Confirme ledit jugement pour le surplus.
Déboute les parties de toutes autres conclusions.
Sur les frais :
Arrête les frais judiciaires de recours à 220 fr., les met à la charge de A______ SA et dit qu'ils sont compensés avec l'avance fournie, qui reste acquise à l'Etat de Genève.
Dit qu'il n'est pas alloué de dépens de recours.
Siégeant :
Monsieur Laurent RIEBEN, président; Madame Fabienne GEISINGER-MARIETHOZ, Madame Nathalie RAPP, juges; Madame Laura SESSA, greffière.

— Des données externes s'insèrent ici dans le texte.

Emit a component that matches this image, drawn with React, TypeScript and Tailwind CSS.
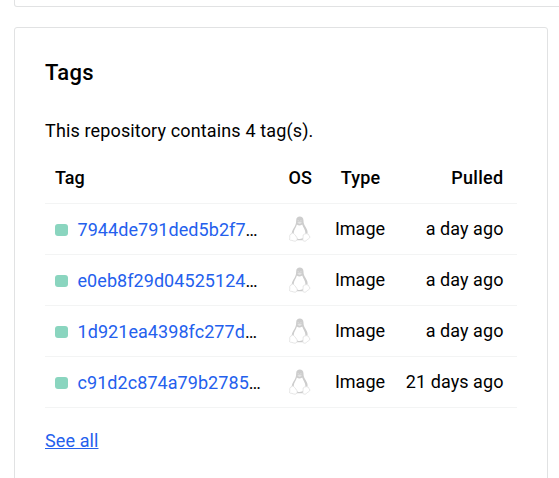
const tags = [
  { name: '7944de791ded5b2f7', pulled: 'a day ago' },
  { name: 'e0eb8f29d04525124', pulled: 'a day ago' },
  { name: '1d921ea4398fc277d', pulled: 'a day ago' },
  { name: 'c91d2c874a79b2785', pulled: '21 days ago' },
];

function Penguin() {
  return (
    <svg className="ml-px" width="22" height="26" viewBox="0 0 22 26" fill="none" aria-hidden="true">
      <path
        d="M7.2 4.2C7.2 1.8 8.7.5 10.8.5s3.7 1.4 3.7 3.9c0 2.7.5 4 2.1 6.5 1.6 2.6 2.7 5 1.6 7.4l-4.4 6H7l-4.2-5c-.4-2 .2-4.3 1.7-6.8 1.6-2.7 2.8-4.4 2.7-8.3Z"
        fill="#cdcdcd"
      />
      <path
        d="M7.9 8.5c1.7 1.4 3.6 1.2 5.3-.1 1.1 3.2 3.2 5.2 3.2 8.4 0 3.7-2.4 6.2-5.7 6.2S4.7 20.3 4.7 17c0-3 2.4-5.5 3.2-8.5Z"
        fill="#fff"
      />
      <path d="M8.2 6.7 10.5 5.6l2.7 1.1-2.6 1.4Z" fill="#e4e4e4" />
      <path d="M9.2 4.4v.9M11.9 4.4v.9" stroke="#f0f0f0" strokeWidth=".8" />
      <path
        d="M1.2 18.6 3.6 17c1.5.4 2.8 2.2 4.2 4.5.7 1.5.4 3-1.3 3.6-1.8.4-3-.9-5.2-.9-.9-.2-1-.8-.6-1.8.2-1.2-.4-2.7.5-3.8ZM14.2 19c.8-1.1 1.8-.9 3-1.4l2.3.7c.2 1.4 1 1.8 1.5 2.7-.1 1.4-2.1 1.8-3.6 3.4-.8 1-2.6 1.1-3.3 0-.7-1.3.3-3.4.1-5.4Z"
        fill="#fff"
        stroke="#dedede"
        strokeWidth=".8"
      />
    </svg>
  );
}

const columns = 'grid grid-cols-[233px_44px_56px_115.5px]';

export default function App() {
  return (
    <main className="h-[478px] overflow-hidden bg-white pl-[14px] font-['Roboto',sans-serif] text-[18px] text-black">
      <div className="h-[7px] w-[560px] rounded-b-[3px] border border-t-0 border-[#e1e2e3]" />
      <section className="mt-5 h-[470px] w-[534px] rounded-[3px] border border-[#e1e2e3] px-[30px] pt-[31px]">
        <h2 className="h-7 text-[22px] leading-7 font-medium tracking-[0.3px]">Tags</h2>
        <p className="mt-8 h-6 leading-6 tracking-[0.14px]">This repository contains 4 tag(s).</p>
        <div className="mt-[9px] w-[472px]">
          <div className={`${columns} h-[52px] items-center border-b border-[#f3f4f4] pl-[10px] font-medium`}>
            <span>Tag</span>
            <span className="pl-[0.5px]">OS</span>
            <span className="pl-px text-center tracking-[0.2px]">Type</span>
            <span className="text-right tracking-[0.3px]">Pulled</span>
          </div>
          {tags.map((tag) => (
            <div key={tag.name} className={`${columns} h-[51px] items-center border-b border-[#f3f4f4] pl-[10px]`}>
              <span className="flex items-center gap-[10px]">
                <i className="mt-[2px] h-3 w-[13px] rounded-[3px] bg-[#8ad5bf]" />
                <span className="-ml-[0.5px] tracking-[0.06px]">
                  <a className="text-[#2460ed]">{tag.name}</a>…
                </span>
              </span>
              <Penguin />
              <span className="pb-[2px] text-center">Image</span>
              <span className="pb-[2px] text-right tracking-[0.07px] whitespace-nowrap">{tag.pulled}</span>
            </div>
          ))}
        </div>
        <a className="mt-[21px] inline-block leading-6 tracking-[0.1px] text-[#2460ed] underline decoration-1 underline-offset-1">See all</a>
      </section>
    </main>
  );
}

Le président : Laurent RIEBEN |
| La greffière : Laura SESSA |
Indication des voies de recours :
Conformément aux art. 72 ss de la loi fédérale sur le Tribunal fédéral du 17 juin 2005 (LTF; RS 173.110), le présent arrêt peut être porté dans les trente jours qui suivent sa notification avec expédition complète (art. 100 al. 1 LTF) par-devant le Tribunal fédéral par la voie du recours en matière civile.
Le recours doit être adressé au Tribunal fédéral, 1000 Lausanne 14.